Вы сами себя выдали, Норри. Я все никак не мог понять, откуда Лорке известно о Джордже. Оказывается, от вас. Не очень умно. Вы думали, что это знают все, что кровавые подробности - ни для кого не секрет. Вы заблуждались.
- Ни один канадский прокурор не станет преследовать меня, имея на руках такие слабые улики. Все это курам на смех, Бенни. Слишком ничтожно.
- Не сказал бы. Мотив у вас был. Интересно, как старейшины "Последнего храма" посмотрят на ваше увлечение сатанизмом? Как к этому отнесется сенатор?
- Куперман, речь идет об убийстве.
- Ага. При таких высоких ставках логичнее всего посмотреть на происходящее как на игру. У вас был выбор: либо заплатить Джорджу, либо послать его на высокую сосну. Тут их, слава богу, хватает. У Джорджа тоже был выбор: помалкивать или болтать. Заплатив Джорджу, вы получали тот же плачевный итог, как и в случае отказа платить: что бы вы ни сделали, Джордж все равно мог растрезвонить по свету, что великий вождь новой церкви принимал деятельное участие в групповых попытках оплодотворить девственницу чертовым семенем. Не думаю, что у Джорджа был бы недостаток в газетах, дерущихся за эту историю. И вам оставалось лишь одно: заставить его умолкнуть навеки.
- Ты выставляешь меня каким-то чудовищем, парень. Как будто совсем не знаешь меня.

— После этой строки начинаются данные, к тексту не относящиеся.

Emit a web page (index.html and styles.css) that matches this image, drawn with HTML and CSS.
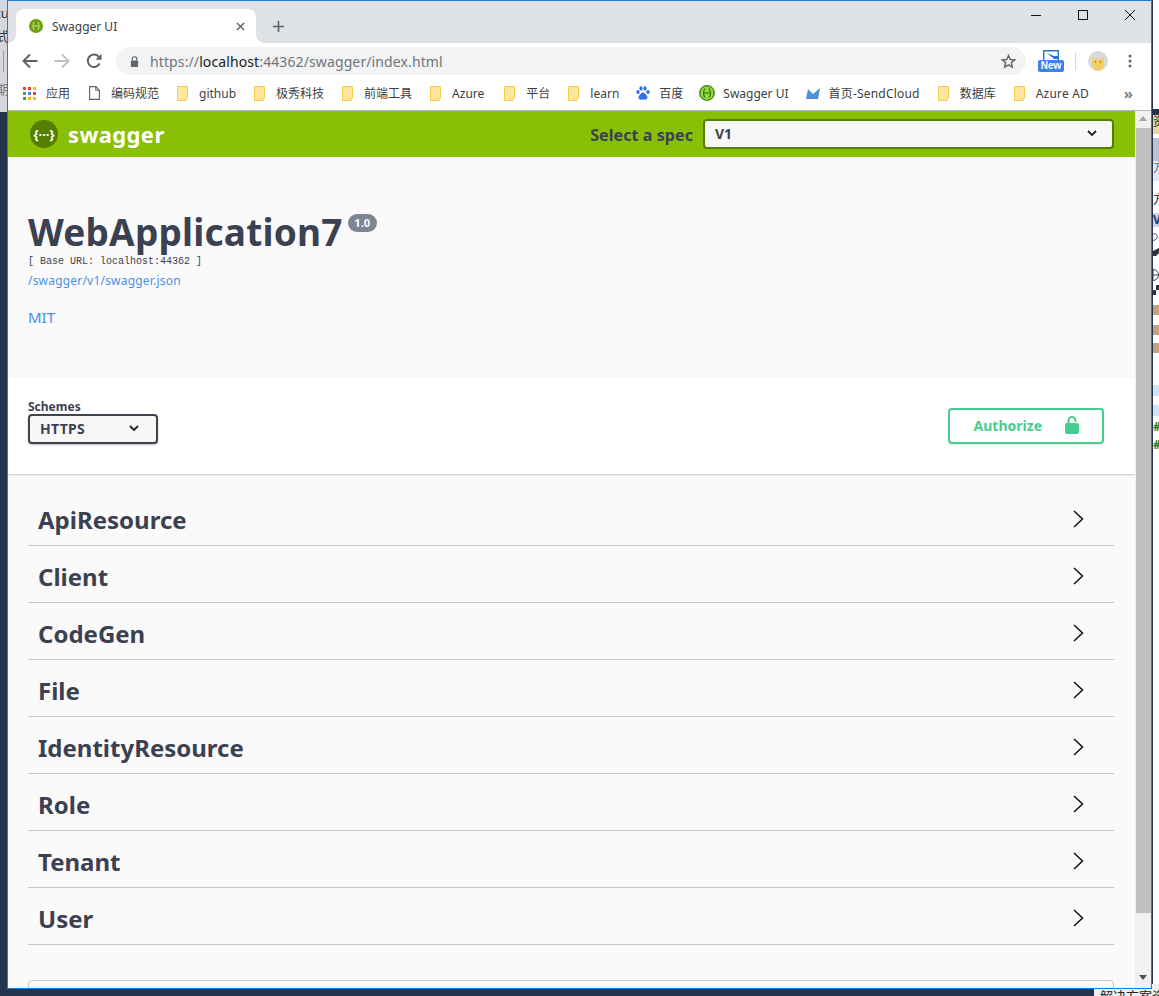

- Просто вас загнали в угол, Норри. У Джорджа была возможность до основания разрушить возведенное вами строение. Он догадывался, как много оно для вас значит, но недооценил вашу готовность пойти сколь угодно далеко ради сохранения нажитого.
Пэттен уставился на меня, и с минуту мы молча прислушивались к тихим больничным шумам. Одна из бутылочек на штативе капельницы забулькала.
- Вот что, Норри, у меня нет никаких улик, помимо тех, о которых я вам рассказал. Я уверен, что на Литтл-Краммок на меня покушался Джордж, а не вы, - я закинул ногу на ногу и попытался скорчить глупую мину. - Не думаю, что местные легавые поверят мне, но вы понимаете, что и для протокола, и ради чистой совести я обязан принять все меры. Даже если надо мной посмеются. Черт, после того, как Алин стреляла в вас, ваша вина уже не так велика.
Я протянул руку, и после секундного колебания Пэттен пожал её гораздо крепче, чем можно было ожидать от человека в его состоянии.
- Пока, парень. Не принимай близко к сердцу, всех нас иногда высекают. В этом деле все с самого начала было против тебя. Ни свидетелей, ни отпечатков, железное алиби. Лорка и ребята подтвердят все, что я скажу. Понимаешь, я ведь не мог позволить этому придурку гадить мне, причем как раз в те времена, когда я должен был сидеть тихо. Ты на меня не в обиде, Бенни?
- Нет, если это взаимно.
- Черт возьми, не забывай: смерть окупится победой. Промысел божий не может прерываться.
- О, да будет так. Да будет так.
Гловер, Лепаж и охранники открыли дверь. Растолкав их, в палату ворвалась сиделка.
- Вон! - Гаркнула она. - Вон! - Я проворно шмыгнул за койку. - Этому больному противопоказаны посещения. Мне даны указания!